Mundo das Palavras

O poeta queria ser comido por peixes

Ainda, hoje, quase quarenta anos após sua morte, Vinicius de Moraes continua sendo amado e admirado, como poucas pessoas foram ou são, na História da Cultura do Brasil. Algo natural para quem dedicou-se intensamente a cultivar o amor e a amizade entre os seres humanos, através de poemas e músicas sedutores. A morte do poeta, em julho de 1980, comoveu o País – registraram os jornais. De um modo, aparentemente, jamais imaginado pelo próprio Vinicius. Pois, em 1969, quando teve um AVC, ele escreveu uma carta-testamento destinada apenas a seus parentes próximos, com pedidos relacionados ao destino que queria dar a seu corpo, se viesse a morrer. E, todos eram impossíveis de serem atendidos, diante do respeito comovido que tanta gente tinha por ele. A seguir, os pedidos de Vinicius, no texto entregue à Christina Gurjão, com quem vivia, na época. O mais importante o poeta destacou usando maiúsculas:
 
“Escrevo isto, hoje, pensando, é claro, que não aconteça nada. Mas tive uma crise hipertensiva, e se, se vier outra, sempre pode dar num derrame e eu posso perder as faculdades de falar ou raciocinar, no sentido do que está exposto aqui.
 
Se eu ficar inválido a ponto de não poder me mover e pensar, matem-me, por favor!
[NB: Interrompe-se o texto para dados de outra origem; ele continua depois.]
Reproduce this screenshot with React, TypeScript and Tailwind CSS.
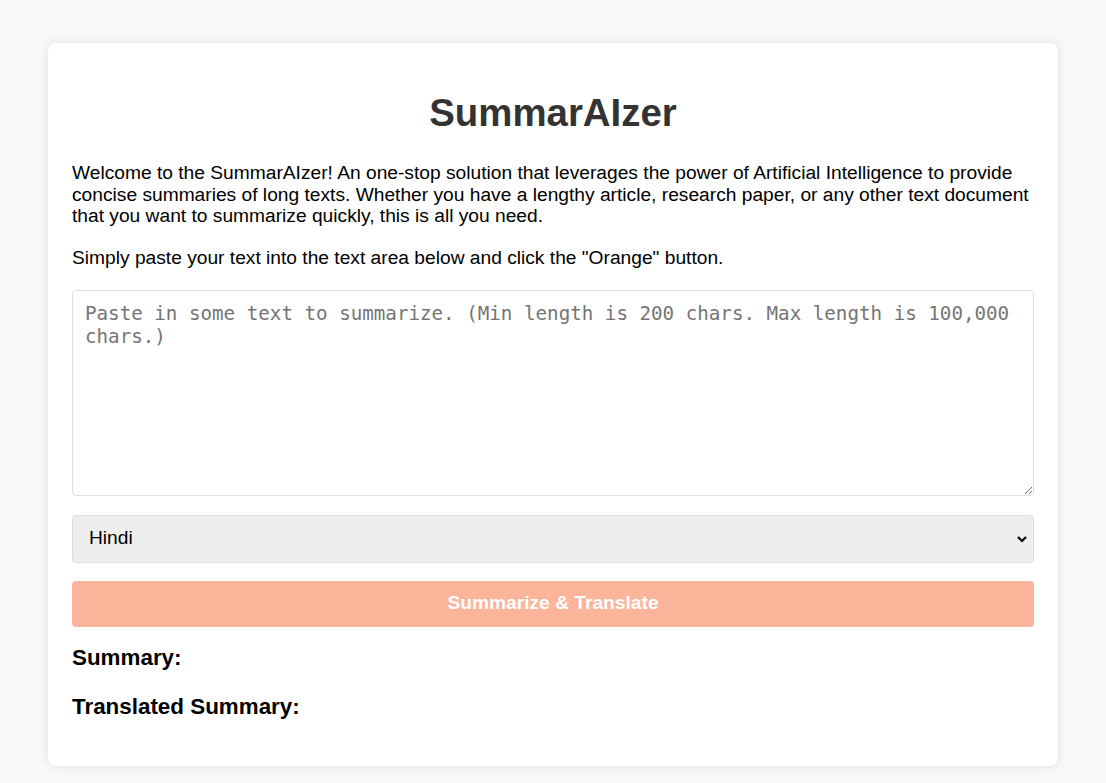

Eu faria o mesmo por vocês, palavra de pai, irmão, marido e avô. E até de sogro.
 
Uma injeçãozinha maneira não faz mal a ninguém, numa hora dessas.
 
Nem cego. Tenho horror a ficar cego, mesmo podendo escrever o ‘Paraíso Perdido’, como fez Milton. Mas eu não sou Milton, nem nada.
E esta é a minha última vontade que, espero, seja para vocês sagrada. Não me enterrem. Se houver alguma coisa ‘do outro lado’ – no que, até agora, não consigo acreditar -, eu amaldiçoarei vocês todos, se não fizerem esta última vontade minha.
 
Peguem meu corpo, joguem-no ao mar. Lá na Avenida Niemeyer, com dois pesos nos pés. Adoraria ser comida de peixe, como foi o Hart Crane.
 
Ou queimem-me, aí, num mato qualquer, com gasolina. Se não tiverem coragem de fazer isso, contratem um marginal que o tenha, mediante bom dinheiro.
 
MAS NÃO ME ENTERREM, PELO AMOR QUE VOCÊS TÊM POR MIM.
 
Em último caso – mas esta não é a minha vontade – mandem proceder a um embalsamento e só me enterrem depois de quarenta e oito horas de embalsamado.
 
Gostaria de ser velado, nesse caso, pelos estudantes, e que meu coração lhes fosse dado.
 
E de ser enterrado (depois do embalsamento e das quarenta e oito horas), ao som das escolas de samba e dos choros de Pixinguinha. Mas – insisto – prefiro ser jogado ao mar ou cremado.
 
E que houvesse alegria e não tristeza. Eu fiz o que pude”.